At that table, you see what’s really at stake. For Tommy, risking his soul isn’t just about corporate survival. It’s about protecting the laughter, the food, the weirdness that makes them a family. If bankruptcy hits, or Dan tightens his grip, or Cami takes a deal she can’t unwind — these moments go up in smoke.
Storm Warning: What This Episode Tells Us About Season Two
If you squint, “The Pirate Dinner” could look like a breather. There’s jokes, seafood, a break from outright violence. But the emotional stakes triple. Big shifts happen, and the board resets.
Takeaways from S02E05:
- Tommy finally falls behind the eight‑ball. Negotiation and bravado no longer work — he’s running out of cards.

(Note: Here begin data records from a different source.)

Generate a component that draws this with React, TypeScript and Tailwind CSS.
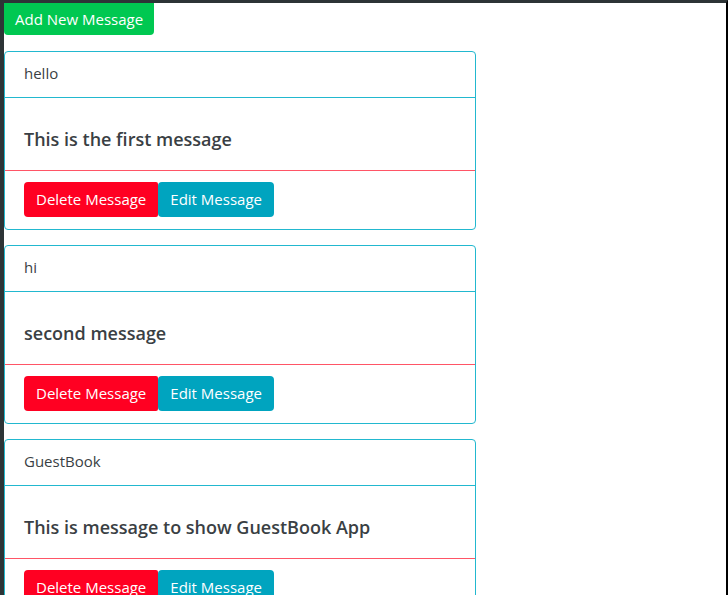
const messages = [
  { id: 1, name: "hello", text: "This is the first message" },
  { id: 2, name: "hi", text: "second message" },
  { id: 3, name: "GuestBook", text: "This is message to show GuestBook App" },
];

const MessageCard = ({ name, text }: { name: string; text: string }) => {
  return (
    <div className="w-[472px] border border-[#22b8cf] rounded-[4px] bg-white">
      {/* Header */}
      <div className="h-[46px] px-[19px] pb-[2px] flex items-center border-b border-[#22b8cf] text-[15px] text-[#3a3f44]">
        {name}
      </div>
      {/* Body */}
      <div className="h-[73px] px-[19px] pt-[29px] border-b border-[#ff5566]">
        <h5 className="text-[18px] leading-[24px] font-semibold text-[#3a3f44]">{text}</h5>
      </div>
      {/* Footer */}
      <div className="px-[19px] pt-[11px] pb-[12px] flex">
        <button className="h-[35px] px-[12px] bg-[#ff0022] text-white text-[15px] rounded-l-[4px] rounded-r-[2px]">
          Delete Message
        </button>
        <button className="h-[35px] px-[12px] bg-[#00a4bf] text-white text-[15px] rounded-[4px]">
          Edit Message
        </button>
      </div>
    </div>
  );
};

export default function App() {
  return (
    <div
      className="h-[595px] overflow-hidden bg-white border-t-[3px] border-l-[4px] border-r-[2px] border-t-[#2d3436] border-l-[#2d3436] border-r-black"
      style={{ fontFamily: '"Open Sans", "Noto Sans", sans-serif' }}
    >
      <button className="h-[32px] px-[11px] bg-[#00c851] text-white text-[15px] rounded-b-[4px]">
        Add New Message
      </button>
      <div className="mt-[16px] flex flex-col gap-[15px]">
        {messages.map((m) => (
          <MessageCard key={m.id} name={m.name} text={m.text} />
        ))}
      </div>
    </div>
  );
}
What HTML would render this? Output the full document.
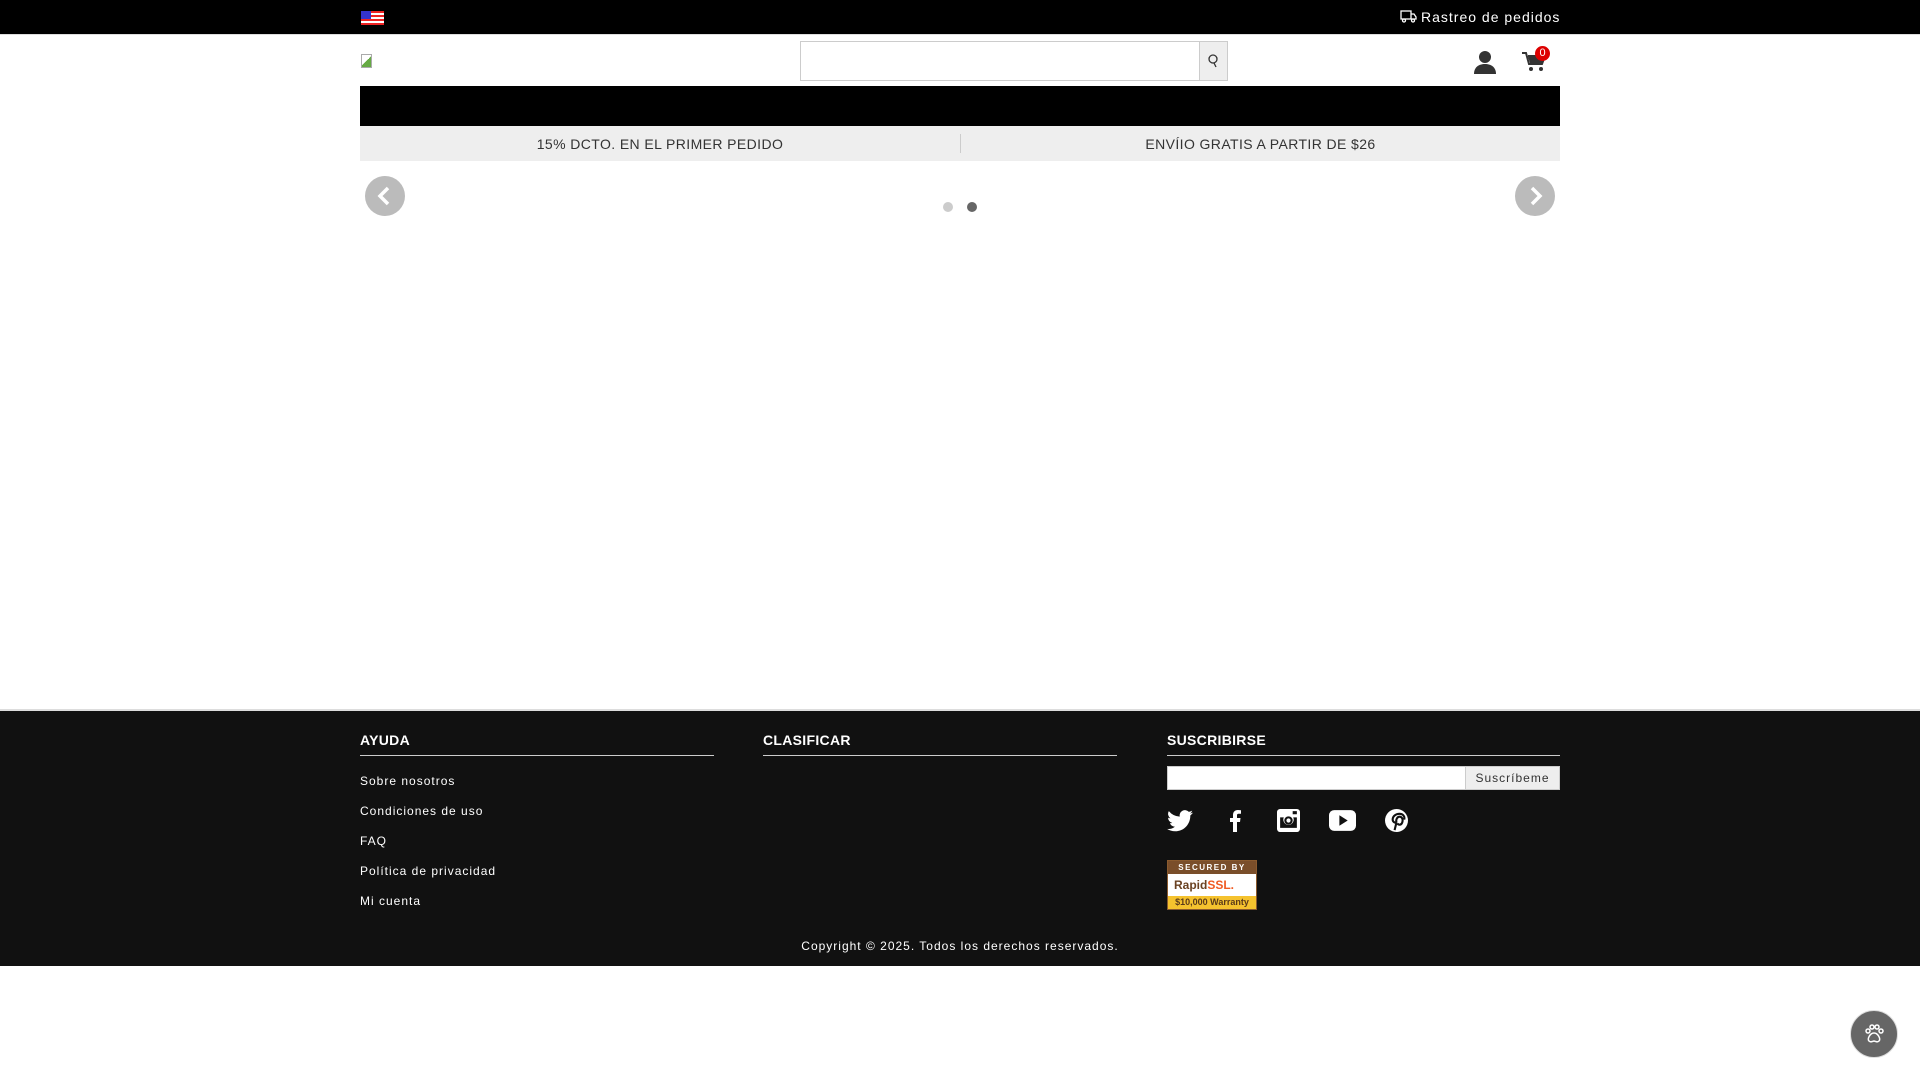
<!DOCTYPE html>
<html><head><meta charset="utf-8"><style>
*{margin:0;padding:0;box-sizing:border-box}
body{width:1920px;height:1080px;background:#fff;font-family:"Liberation Sans",sans-serif;position:relative;overflow:hidden}
.a{position:absolute}
.top{left:0;top:0;width:1920px;height:35px;background:#000;border-bottom:1px solid #ddd}
.ft{left:0;top:709px;width:1920px;height:257px;background:#111;border-top:2px solid #ddd}
.h{color:#fff;font-weight:bold;font-size:14px;letter-spacing:.3px}
.ln{left:0;height:1px;background:#ccc}
.lk{color:#fff;font-size:12px;letter-spacing:1px}
.arr{width:40px;height:40px;border-radius:50%;background:#bbb}
</style></head><body>
<div class="a top"></div>
<div class="a" style="left:361px;top:11px;width:23px;height:14px;background:repeating-linear-gradient(#e22 0 2px,#fff 2px 4px)"><div style="width:10px;height:8px;background:#33c"></div></div>
<div class="a" style="left:1400px;top:9px;color:#fff;font-size:14px;letter-spacing:1px">
<svg width="17" height="13" viewBox="0 0 17 13" style="vertical-align:-1px;margin-right:4px" fill="none" stroke="#fff" stroke-width="1.3"><rect x="1" y="1" width="10" height="8"/><path d="M11 4h3l2 3v2h-5"/><circle cx="4" cy="10.5" r="1.5"/><circle cx="13" cy="10.5" r="1.5"/></svg>Rastreo de pedidos</div>
<div class="a" style="left:361px;top:54px;width:11px;height:14px;border:1px solid #aaa;background:linear-gradient(135deg,#fff 50%,#6a4 50%)"></div>
<div class="a" style="left:800px;top:41px;width:428px;height:40px;border:1px solid #ccc;background:#fff"></div>
<div class="a" style="left:1199px;top:41px;width:29px;height:40px;border:1px solid #ccc;background:#eee"></div>
<svg class="a" style="left:1207px;top:54px" width="12" height="14" viewBox="0 0 12 14" fill="none" stroke="#333" stroke-width="1.3"><circle cx="6" cy="5" r="4"/><path d="M7 9l2 4"/></svg>
<svg class="a" style="left:1473px;top:50px" width="24" height="24" viewBox="0 0 24 24" fill="#333"><circle cx="12" cy="7" r="6"/><path d="M1 24c0-7 5-10 11-10s11 3 11 10z"/></svg>
<svg class="a" style="left:1522px;top:52px" width="24" height="20" viewBox="0 0 24 20" fill="#333"><path d="M0 1h4l3 11h13l3-8H6" stroke="#333" stroke-width="2" fill="none"/><path d="M6 5h16l-2 6H8z"/><circle cx="9" cy="17" r="2"/><circle cx="19" cy="17" r="2"/></svg>
<div class="a" style="left:1535px;top:46px;width:15px;height:15px;border-radius:50%;background:#d00;color:#fff;font-size:11px;text-align:center;line-height:15px">0</div>
<div class="a" style="left:360px;top:86px;width:1200px;height:40px;background:#000"></div>
<div class="a" style="left:360px;top:126px;width:1200px;height:35px;background:#eee"></div>
<div class="a" style="left:960px;top:134px;width:1px;height:19px;background:#ccc"></div>
<div class="a" style="left:360px;top:136px;width:600px;text-align:center;font-size:14px;color:#333;letter-spacing:.4px">15% DCTO. EN EL PRIMER PEDIDO</div>
<div class="a" style="left:961px;top:136px;width:599px;text-align:center;font-size:14px;color:#333;letter-spacing:.4px">ENVÍIO GRATIS A PARTIR DE $26</div>
<div class="a arr" style="left:365px;top:176px"><svg width="40" height="40" viewBox="0 0 40 40"><path d="M23 12l-8 8 8 8" stroke="#fff" stroke-width="3.5" fill="none"/></svg></div>
<div class="a arr" style="left:1515px;top:176px"><svg width="40" height="40" viewBox="0 0 40 40"><path d="M17 12l8 8-8 8" stroke="#fff" stroke-width="3.5" fill="none"/></svg></div>
<div class="a" style="left:943px;top:202px;width:10px;height:10px;border-radius:50%;background:#ccc"></div>
<div class="a" style="left:967px;top:202px;width:10px;height:10px;border-radius:50%;background:#666"></div>
<div class="a ft"></div>
<div class="a h" style="left:360px;top:732px">AYUDA</div>
<div class="a h" style="left:763px;top:732px">CLASIFICAR</div>
<div class="a h" style="left:1167px;top:732px">SUSCRIBIRSE</div>
<div class="a ln" style="left:360px;top:755px;width:354px"></div>
<div class="a ln" style="left:763px;top:755px;width:354px"></div>
<div class="a ln" style="left:1167px;top:755px;width:393px"></div>
<div class="a lk" style="left:360px;top:774px">Sobre nosotros</div>
<div class="a lk" style="left:360px;top:804px">Condiciones de uso</div>
<div class="a lk" style="left:360px;top:834px">FAQ</div>
<div class="a lk" style="left:360px;top:864px">Política de privacidad</div>
<div class="a lk" style="left:360px;top:894px">Mi cuenta</div>
<div class="a" style="left:1167px;top:766px;width:299px;height:24px;background:#fff;border:1px solid #ccc"></div>
<div class="a" style="left:1465px;top:766px;width:95px;height:24px;background:#eee;border:1px solid #ccc;font-size:12px;color:#333;text-align:center;line-height:22px;letter-spacing:1px">Suscríbeme</div>
<svg class="a" style="left:1167px;top:810px" width="26" height="22" viewBox="0 0 24 20" fill="#fff"><path d="M24 2.3a10 10 0 0 1-2.8.8A5 5 0 0 0 23.3.4a10 10 0 0 1-3.1 1.2A4.9 4.9 0 0 0 11.8 6 14 14 0 0 1 1.7.9a4.9 4.9 0 0 0 1.5 6.6A4.9 4.9 0 0 1 1 6.9a4.9 4.9 0 0 0 3.9 4.9 5 5 0 0 1-2.2.1 4.9 4.9 0 0 0 4.6 3.4A9.9 9.9 0 0 1 0 17.3 14 14 0 0 0 7.5 19.5c9 0 14-7.5 14-14v-.6A10 10 0 0 0 24 2.3z"/></svg>
<svg class="a" style="left:1228px;top:810px" width="14" height="22" viewBox="0 0 12 22" fill="#fff"><path d="M8 22V12h3l.5-4H8V5.5C8 4.4 8.3 3.7 9.9 3.7H12V.2A25 25 0 0 0 8.9 0C5.9 0 4 1.8 4 5.2V8H1v4h3v10z"/></svg>
<svg class="a" style="left:1277px;top:809px" width="23" height="23" viewBox="0 0 22 22" fill="#fff"><path d="M3 0h16a3 3 0 0 1 3 3v16a3 3 0 0 1-3 3H3a3 3 0 0 1-3-3V3a3 3 0 0 1 3-3zm0 8v10h16V8h-3.5a5 5 0 1 1-9 0zm8-1a4 4 0 1 0 0 8 4 4 0 0 0 0-8zm0 2a2 2 0 1 1 0 4 2 2 0 0 1 0-4zM15 2v3h4V2z"/></svg>
<svg class="a" style="left:1329px;top:810px" width="27" height="21" viewBox="0 0 26 20" fill="#fff"><rect width="26" height="20" rx="5"/><path d="M10 5v10l8-5z" fill="#111"/></svg>
<svg class="a" style="left:1385px;top:809px" width="23" height="23" viewBox="0 0 24 24"><circle cx="12" cy="12" r="12" fill="#fff"/><path d="M10 22l2-8m0 0c-1-3 1-6 3-6 3 0 4 3 3 6s-4 3-5 1M12 14c-2 1-4-1-4-3 0-4 4-6 7-6 4 0 6 3 5 6" stroke="#111" stroke-width="2.2" fill="none"/></svg>
<div class="a" style="left:1167px;top:860px;width:90px;height:50px;border:1px solid #8a5a2e;background:#fff">
<div style="background:#7a4e2a;color:#fff;font-size:8px;font-weight:bold;letter-spacing:1.5px;text-align:center;height:13px;line-height:13px">SECURED BY</div>
<div style="font-size:12px;font-weight:bold;color:#6a4222;padding-left:6px;height:22px;line-height:22px">Rapid<span style="color:#f05a22">SSL.</span></div>
<div style="background:#f5c22e;color:#5a3a1a;font-size:9px;font-weight:bold;text-align:center;height:13px;line-height:13px">$10,000 Warranty</div></div>
<div class="a" style="left:0;top:939px;width:1920px;text-align:center;color:#fff;font-size:12px;letter-spacing:1px">Copyright © 2025. Todos los derechos reservados.</div>
<div class="a" style="left:1850px;top:1010px;width:48px;height:48px;border-radius:50%;background:#666;border:1px solid #ddd"></div>
<svg class="a" style="left:1862px;top:1022px" width="24" height="24" viewBox="0 0 24 24" fill="none" stroke="#fff" stroke-width="1.5"><circle cx="6" cy="9" r="2"/><circle cx="10" cy="5" r="2"/><circle cx="15" cy="5" r="2"/><circle cx="19" cy="9" r="2"/><path d="M12 11c-4 0-7 6-5 8s4 0 5 0 3 2 5 0-1-8-5-8z"/></svg>
</body></html>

- Cami steps up, grabbing the controls. She’s ready to sacrifice comfort for survival, and she won’t defer to Tommy anymore.
- Cooper gets yanked back to earth. His dreams burn, but his loyalty (and his neck) are intact.
- T.L. finds a piece of home, and the entire Norris clan, for the first time in years, pulls in close.
The bigger story solidifies here, too. This isn’t about just oil or the cartel. It’s about fighting, sometimes losing, then coming home to the people you hold close — even when the world outside wants to take it all away.
Crab Legs and Cutlasses — And a Tomorrow That Won’t Wait
As credits roll, nothing’s solved. That forty-five-day timer ticks louder. The M‑Tex cash trap won’t miraculously spring open. Dan Morrell’s shadow still creeps across every boardroom and backroad. Angela piles up dishes while family laughter winds down. Tommy seems lighter, for just a breath.
That’s the Landman promise: burn through every crisis, go too big at dinner, and brace for tomorrow. In “The Pirate Dinner,” survival comes down to one question — how much can you lose and still sit down together when it’s over?
It’s the pause before the next storm. Grab your hat, hold your ground, and keep your crew close. The oil game isn’t slowing, and these pirates have a lot more left to fight for.